* SHORT TASK *
Where the word "this" occurs in a line, return that line.

* SOURCE MATERIAL *

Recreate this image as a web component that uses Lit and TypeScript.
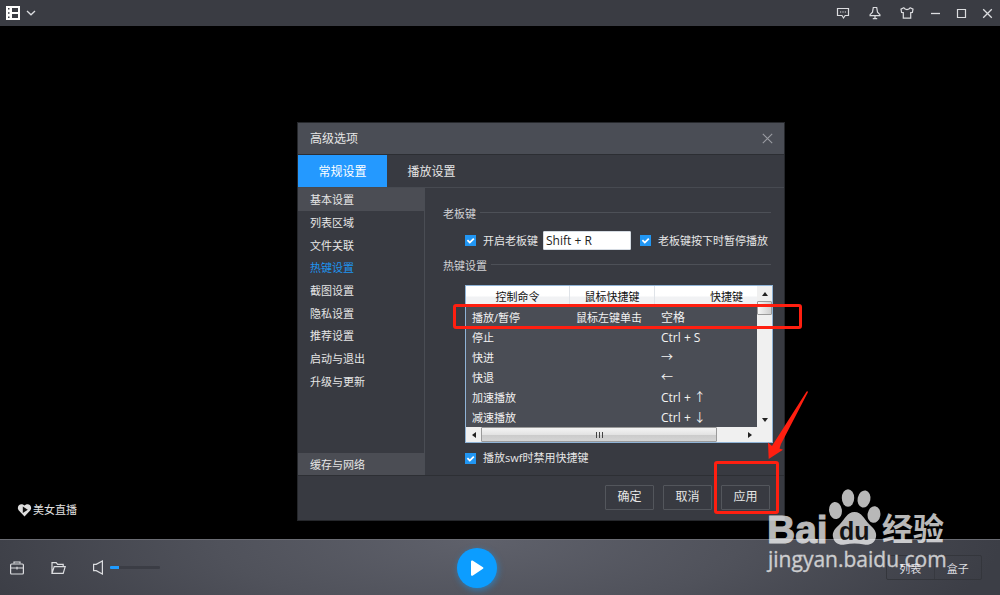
import { LitElement, html, css, svg } from "lit";
import { customElement, state } from "lit/decorators.js";
import { classMap } from "lit/directives/class-map.js";

interface Hotkey {
  command: string;
  mouse: string;
  key: string;
}

const CATEGORIES = [
  "基本设置",
  "列表区域",
  "文件关联",
  "热键设置",
  "截图设置",
  "隐私设置",
  "推荐设置",
  "启动与退出",
  "升级与更新",
];

const HOTKEYS: Hotkey[] = [
  { command: "播放/暂停", mouse: "鼠标左键单击", key: "空格" },
  { command: "停止", mouse: "", key: "Ctrl + S" },
  { command: "快进", mouse: "", key: "→" },
  { command: "快退", mouse: "", key: "←" },
  { command: "加速播放", mouse: "", key: "Ctrl + ↑" },
  { command: "减速播放", mouse: "", key: "Ctrl + ↓" },
];

const reset = css`
  * {
    box-sizing: border-box;
  }
  button,
  input {
    font: inherit;
    color: inherit;
    margin: 0;
  }
  button {
    padding: 0;
    border: 0;
    background: none;
    display: flex;
    align-items: center;
    justify-content: center;
  }
  svg {
    display: block;
    fill: none;
    stroke: currentColor;
  }
`;

@customElement("title-bar")
export class TitleBar extends LitElement {
  static styles = [
    reset,
    css`
      :host {
        display: flex;
        align-items: center;
        justify-content: space-between;
        height: 26px;
        padding: 0 5px;
        background: #3a3c43;
        color: #dcdde0;
      }
      .menu {
        gap: 5px;
      }
      .tools {
        display: flex;
        gap: 11px;
      }
      .tools button {
        width: 15px;
        height: 16px;
      }
      .tools .social {
        width: 21px;
      }
    `,
  ];

  render() {
    return html`
      <button class="menu" aria-label="主菜单">
        <svg width="16" height="16" viewBox="0 0 16 16">
          <rect x="1" y="1" width="14" height="14" fill="#fff" stroke="none" />
          <path d="M7 3h6v4H7zM7 9h6v4H7z" fill="#3a3c43" stroke="none" />
          <path d="M3 3h1.500v1.500H3zM3 7.200h1.500v1.500H3zM3 11.500h1.500V13H3z" fill="#3a3c43" stroke="none" />
        </svg>
        <svg width="10" height="6" viewBox="0 0 10 6" stroke-width="1.3"><path d="M1 1l4 3.800L9 1" /></svg>
      </button>
      <div class="tools">
        <button class="social" aria-label="反馈">
          <svg width="14" height="14" viewBox="0 0 14 14" stroke-width="1.2">
            <path d="M1.500 2.500h11v7H9.200L7.500 12 6 9.500H1.500z" />
            <path d="M4 6h1.200M6.400 6h1.200M8.800 6H10" />
          </svg>
        </button>
        <button class="social" aria-label="置顶">
          <svg width="14" height="14" viewBox="0 0 14 14" stroke-width="1.2">
            <path d="M5.300 1.500h3.400l.8 4.600 2.400 2.600v.9H2.100v-.9l2.400-2.600zM7 9.800v2.500M4.800 12.600h4.400" />
          </svg>
        </button>
        <button class="social" aria-label="换肤">
          <svg width="14" height="14" viewBox="0 0 14 14" stroke-width="1.2">
            <path d="M3.800 1.800C5 4.200 9 4.200 10.200 1.800L13 3.200l-.6 3.200-1.700.2v5.600H3.300V6.600l-1.700-.2L1 3.200z" />
          </svg>
        </button>
        <button aria-label="最小化">
          <svg width="11" height="11" viewBox="0 0 11 11" stroke-width="1.3"><path d="M1 5.500h9" /></svg>
        </button>
        <button aria-label="最大化">
          <svg width="11" height="11" viewBox="0 0 11 11" stroke-width="1.2"><path d="M1.500 1.500h8v8h-8z" /></svg>
        </button>
        <button aria-label="关闭">
          <svg width="11" height="11" viewBox="0 0 11 11" stroke-width="1.3"><path d="M1.200 1.200l8.600 8.600M9.800 1.200l-8.600 8.600" /></svg>
        </button>
      </div>
    `;
  }
}

@customElement("hotkey-list")
export class HotkeyList extends LitElement {
  static styles = [
    reset,
    css`
      :host {
        display: grid;
        grid-template-columns: minmax(0, 1fr) 15px;
        grid-template-rows: auto 15px;
        border: 1px solid #8fb3d6;
        background: #f0f0f0;
      }
      .view {
        overflow: hidden;
        background: #4a4d55;
      }
      table {
        width: 333px;
        table-layout: fixed;
        border-collapse: separate;
        border-spacing: 0;
        line-height: 16px;
      }
      .command {
        width: 104px;
      }
      .mouse {
        width: 85px;
      }
      th {
        height: 21px;
        padding: 0;
        font-weight: 400;
        color: #111;
        background: linear-gradient(#fff 45%, #f1f2f4 55%);
        border-right: 1px solid #dfe3e8;
      }
      td {
        height: 20px;
        padding: 2px 0 0 6px;
        color: #f2f2f2;
        white-space: pre;
      }
      td.key {
        font-size: 12px;
      }
      .vertical {
        display: flex;
        flex-direction: column;
        align-items: stretch;
      }
      .horizontal {
        display: flex;
      }
      .vertical button,
      .horizontal button {
        flex: none;
        width: 15px;
        height: 15px;
      }
      svg {
        fill: #222;
        stroke: none;
      }
      .thumb {
        border: 1px solid #9a9a9a;
        border-radius: 1px;
      }
      .vertical .thumb {
        height: 14px;
        background: linear-gradient(90deg, #f6f6f6, #cfcfcf);
      }
      .vertical .rest {
        flex: 1;
      }
      .horizontal .thumb {
        flex: 236 1 0;
        display: flex;
        justify-content: center;
        align-items: center;
        gap: 2px;
        background: linear-gradient(#f4f4f4, #e3e3e3 50%, #cbcbcb 55%, #d4d4d4);
      }
      .grip {
        width: 1px;
        height: 6px;
        background: #444;
      }
      .horizontal .rest {
        flex: 25 1 0;
      }
    `,
  ];

  render() {
    return html`
      <div class="view">
        <table>
          <thead>
            <tr>
              <th class="command">控制命令</th>
              <th class="mouse">鼠标快捷键</th>
              <th>快捷键</th>
            </tr>
          </thead>
          <tbody>
            ${HOTKEYS.map(
              (row) => html`<tr>
                <td>${row.command}</td>
                <td>${row.mouse}</td>
                <td class="key">${row.key}</td>
              </tr>`
            )}
          </tbody>
        </table>
      </div>
      <div class="vertical">
        <button aria-label="向上滚动"><svg width="6" height="4" viewBox="0 0 6 4"><path d="M0 4l3-4 3 4z" /></svg></button>
        <div class="thumb"></div>
        <div class="rest"></div>
        <button aria-label="向下滚动"><svg width="6" height="4" viewBox="0 0 6 4"><path d="M0 0h6L3 4z" /></svg></button>
      </div>
      <div class="horizontal">
        <button aria-label="向左滚动"><svg width="4" height="6" viewBox="0 0 4 6"><path d="M4 0v6L0 3z" /></svg></button>
        <div class="thumb"><i class="grip"></i><i class="grip"></i><i class="grip"></i></div>
        <div class="rest"></div>
        <button aria-label="向右滚动"><svg width="4" height="6" viewBox="0 0 4 6"><path d="M0 0v6l4-3z" /></svg></button>
      </div>
    `;
  }
}

@customElement("options-dialog")
export class OptionsDialog extends LitElement {
  static styles = [
    reset,
    css`
      :host {
        display: block;
        border: 1px solid #25272b;
        background: #383a41;
        color: #e6e6e6;
        font-size: 11px;
        line-height: 16px;
      }
      header {
        display: flex;
        align-items: center;
        justify-content: space-between;
        height: 32px;
        padding: 0 11px 0 12px;
        background: #4a4d55;
        border-bottom: 1px solid #2c2e33;
      }
      h1 {
        margin: 0;
        font-size: 12px;
        font-weight: 400;
      }
      .close {
        width: 12px;
        height: 12px;
        color: #9a9ca2;
      }
      .tabs {
        display: flex;
        border-bottom: 1px solid #474a51;
        font-size: 12px;
      }
      .tab {
        width: 89px;
        height: 32px;
        padding-top: 2px;
      }
      .tab.on {
        background: #2499ff;
        color: #fff;
      }
      .body {
        display: flex;
      }
      nav {
        flex: none;
        width: 127px;
        display: flex;
        flex-direction: column;
        justify-content: space-between;
        border-right: 1px solid #4a4d54;
      }
      .list {
        display: grid;
        grid-auto-rows: 1fr;
        height: 204px;
      }
      .item {
        justify-content: flex-start;
        width: 100%;
        padding: 2px 0 0 12px;
      }
      .item.band {
        background: #4b4d54;
      }
      .item.current {
        color: #1e94f0;
      }
      .last {
        height: 22px;
      }
      .panel {
        flex: 1;
        min-width: 0;
        padding: 18px 11px 9px 18px;
      }
      h2 {
        display: flex;
        gap: 4px;
        margin: 0 2px 0 0;
        font-size: 11px;
        font-weight: 400;
        color: #d0d1d4;
      }
      h2::after {
        content: "";
        flex: 1;
        height: 1px;
        margin-top: 6px;
        background: #4d5057;
      }
      .boss {
        display: flex;
        align-items: center;
        margin: 9px 0 8px 22px;
      }
      label {
        display: flex;
        align-items: center;
        gap: 7px;
      }
      .check {
        appearance: none;
        width: 11px;
        height: 11px;
        background: #2196f3
          url("data:image/svg+xml,%3Csvg xmlns='http://www.w3.org/2000/svg' viewBox='0 0 11 11'%3E%3Cpath d='M2.4 5.2l2.4 2.4 4-4' fill='none' stroke='white' stroke-width='1.8'/%3E%3C/svg%3E");
      }
      .combo {
        width: 88px;
        height: 19px;
        margin: 0 9px 0 5px;
        padding: 0 2px;
        border: 1px solid #d5dbe2;
        border-radius: 1px;
        background: #fff;
        color: #222;
        font-size: 12px;
      }
      hotkey-list {
        margin: 11px 0 7px 22px;
      }
      .swf {
        margin-left: 22px;
      }
      footer {
        display: flex;
        align-items: center;
        justify-content: flex-end;
        gap: 9px;
        height: 45px;
        padding: 0 14px 2px;
        border-top: 1px solid #2d2f34;
      }
      .action {
        width: 49px;
        height: 25px;
        border: 1px solid #53565c;
        border-radius: 1px;
        font-size: 12px;
      }
    `,
  ];

  @state() private category = 3;
  @state() private tab = 0;

  render() {
    return html`
      <header>
        <h1>高级选项</h1>
        <button class="close" aria-label="关闭">
          <svg width="11" height="11" viewBox="0 0 11 11" stroke-width="1.1"><path d="M.8.8l9.400 9.400M10.200.8L.8 10.200" /></svg>
        </button>
      </header>
      <div class="tabs" role="tablist">
        ${["常规设置", "播放设置"].map(
          (name, i) => html`<button
            role="tab"
            class=${classMap({ tab: true, on: i === this.tab })}
            @click=${() => (this.tab = i)}
          >${name}</button>`
        )}
      </div>
      <div class="body">
        <nav>
          <div class="list">
            ${CATEGORIES.map(
              (name, i) => html`<button
                class=${classMap({ item: true, band: i === 0, current: i === this.category })}
                @click=${() => (this.category = i)}
              >${name}</button>`
            )}
          </div>
          <button class="item band last">缓存与网络</button>
        </nav>
        <div class="panel">
          <h2>老板键</h2>
          <div class="boss">
            <label><input class="check" type="checkbox" checked />开启老板键</label>
            <input class="combo" type="text" aria-label="老板键组合" value="Shift + R" />
            <label><input class="check" type="checkbox" checked />老板键按下时暂停播放</label>
          </div>
          <h2>热键设置</h2>
          <hotkey-list></hotkey-list>
          <label class="swf"><input class="check" type="checkbox" checked />播放swf时禁用快捷键</label>
        </div>
      </div>
      <footer>
        <button class="action">确定</button>
        <button class="action">取消</button>
        <button class="action">应用</button>
      </footer>
    `;
  }
}

@customElement("player-bar")
export class PlayerBar extends LitElement {
  static styles = [
    reset,
    css`
      :host {
        display: flex;
        align-items: center;
        height: 56px;
        border-top: 1px solid #6a6c73;
        background: radial-gradient(ellipse 52% 260% at 48% 0, #5f616b, #50525b 50%, #3c3e46);
        color: #dcdde0;
        font-size: 11px;
      }
      .left {
        flex: 12 1 0;
        display: flex;
        align-items: center;
        padding-left: 9px;
      }
      .tool {
        width: 16px;
        height: 16px;
        margin-right: 25px;
      }
      .tool.sound {
        margin-right: 3px;
      }
      .volume {
        appearance: none;
        width: 50px;
        height: 3px;
        border-radius: 1px;
        background: linear-gradient(90deg, #1f9bff 18%, #3b3d45 18%);
      }
      .volume::-webkit-slider-thumb {
        appearance: none;
        width: 1px;
        height: 3px;
      }
      .play {
        flex: none;
        width: 40px;
        height: 40px;
        border-radius: 50%;
        background: #0c9dff;
        box-shadow: 1px 2px 6px rgba(24, 150, 240, 0.6);
        color: #fff;
      }
      .right {
        flex: 13 1 0;
        display: flex;
        justify-content: flex-end;
        padding-right: 18px;
      }
      .panels {
        display: flex;
        width: 96px;
        height: 25px;
        border: 1px solid #34363c;
        border-radius: 2px;
      }
      .panels button {
        flex: 1;
      }
      .panels button + button {
        border-left: 1px solid #373940;
      }
    `,
  ];

  render() {
    return html`
      <div class="left">
        <button class="tool" aria-label="工具箱">
          <svg width="16" height="16" viewBox="0 0 16 16" stroke-width="1.2">
            <rect x="1.600" y="4" width="12.800" height="10" rx="1" />
            <path d="M5 3.600V2h6v1.600M1.600 8h12.800M8 6.800v2.600" />
          </svg>
        </button>
        <button class="tool" aria-label="打开文件">
          <svg width="16" height="16" viewBox="0 0 16 16" stroke-width="1.2">
            <path d="M2 13.400V2.600h4.200l1.400 1.800h5.600v2.200M2 13.400l2.200-6.800h11l-2 6.800z" />
          </svg>
        </button>
        <button class="tool sound" aria-label="静音">
          <svg width="16" height="16" viewBox="0 0 16 16" stroke-width="1.2">
            <path d="M2.600 4.400h2.600L11.400 1v13L5.200 10.600H2.600z" />
          </svg>
        </button>
        <input class="volume" type="range" min="0" max="100" value="18" aria-label="音量" />
      </div>
      <button class="play" aria-label="播放">
        <svg width="16" height="18" viewBox="0 0 16 18" stroke-width="2" stroke-linejoin="round">
          <path d="M3 2.400l10.400 6.600L3 15.800z" fill="currentColor" />
        </svg>
      </button>
      <div class="right">
        <div class="panels"><button>列表</button><button>盒子</button></div>
      </div>
    `;
  }
}

@customElement("app-root")
export class AppRoot extends LitElement {
  static styles = [
    reset,
    css`
      :host {
        position: relative;
        display: flex;
        flex-direction: column;
        height: 100vh;
        overflow: hidden;
        background: #000;
        font-family: "Open Sans", "Noto Sans CJK SC", sans-serif;
      }
      main {
        flex: 1;
        display: flex;
        align-items: flex-end;
        padding: 0 17px 20px;
      }
      .live {
        display: flex;
        align-items: center;
        gap: 1px;
        color: #e0e0e0;
        font-size: 11px;
        line-height: 18px;
        text-decoration: none;
      }
      options-dialog {
        position: absolute;
        left: 297px;
        top: 122px;
        width: 488px;
      }
      .mark {
        position: absolute;
        border: 3px solid #ff1f10;
        border-radius: 3px;
        pointer-events: none;
      }
      .row-mark {
        left: 453px;
        top: 304px;
        width: 349px;
        height: 25px;
      }
      .apply-mark {
        left: 714px;
        top: 461px;
        width: 65px;
        height: 53px;
      }
      .arrow {
        position: absolute;
        left: 766px;
        top: 390px;
        stroke: none;
        pointer-events: none;
      }
      .brand {
        position: absolute;
        left: 766px;
        top: 486px;
        stroke: none;
        pointer-events: none;
        opacity: 0.72;
      }
      .brand text {
        fill: #fff;
      }
      .brand .latin {
        font: 700 39px "Liberation Sans", sans-serif;
        stroke: #fff;
        stroke-width: 1;
      }
      .brand .du {
        font: 700 25px "Liberation Sans", sans-serif;
        fill: #1c1c1e;
      }
      .brand .han {
        font: 700 31px "Noto Sans CJK SC", sans-serif;
      }
      .brand .site {
        font: 400 21px "Open Sans", sans-serif;
        stroke: #fff;
        stroke-width: 0.3;
      }
      .heart {
        stroke: none;
      }
    `,
  ];

  render() {
    return html`
      <title-bar></title-bar>
      <main>
        <a class="live" href="#live">
          <svg class="heart" width="15" height="14" viewBox="0 0 15 14">
            <path d="M7.500 13.400L1.600 7.200C-1 3.600 3.600-1.200 7.500 2.600c3.900-3.800 8.500 1 5.900 4.600z" fill="#dedede" />
            <path d="M5.800 3.600l5 3.200-5 3.200z" fill="#111" />
          </svg>
          美女直播
        </a>
      </main>
      <player-bar></player-bar>
      <options-dialog></options-dialog>
      <div class="mark row-mark"></div>
      <div class="mark apply-mark"></div>
      <svg class="arrow" width="44" height="72" viewBox="0 0 44 72">
        <path d="M40.600 1.600q1.600-.8 1.200.8L15 54l-1.500 4.500 3.500 1.200L2.700 69 2 52.500l4 3.500 2.500-4z" fill="#ff1f10" />
      </svg>
      <svg class="brand" width="190" height="96" viewBox="0 0 190 96" role="img" aria-label="Baidu 经验">
        ${svg`
          <text class="latin" x="1" y="57">Bai</text>
          <g fill="#fff">
            <ellipse cx="69.500" cy="24.500" rx="6.400" ry="8.600" transform="rotate(-8 69.500 24.500)" />
            <ellipse cx="82" cy="12" rx="6.200" ry="8.800" />
            <ellipse cx="98" cy="13" rx="6.400" ry="8.600" transform="rotate(12 98 13)" />
            <ellipse cx="108" cy="28.500" rx="6.400" ry="8.400" transform="rotate(8 108 28.500)" />
            <path d="M88.500 26C96 26 98 33 103 38c5 4.500 8 8 7 13-1.500 7-7 8.500-12 7.500-6-1.200-13-1.200-19 0-5 1-10.500-.5-12-7.500-1-5 2-8.500 7-13C79 33 81 26 88.500 26z" />
          </g>
          <text class="du" x="73" y="54">du</text>
          <text class="han" x="116" y="54">经验</text>
          <text class="site" x="2" y="81">jingyan.baidu.com</text>
        `}
      </svg>
    `;
  }
}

* WRITTEN RESPONSE *
Recreate this image as a web component that uses Lit and TypeScript.
            class=${classMap({ tab: true, on: i === this.tab })}
            @click=${() => (this.tab = i)}
                class=${classMap({ item: true, band: i === 0, current: i === this.category })}
                @click=${() => (this.category = i)}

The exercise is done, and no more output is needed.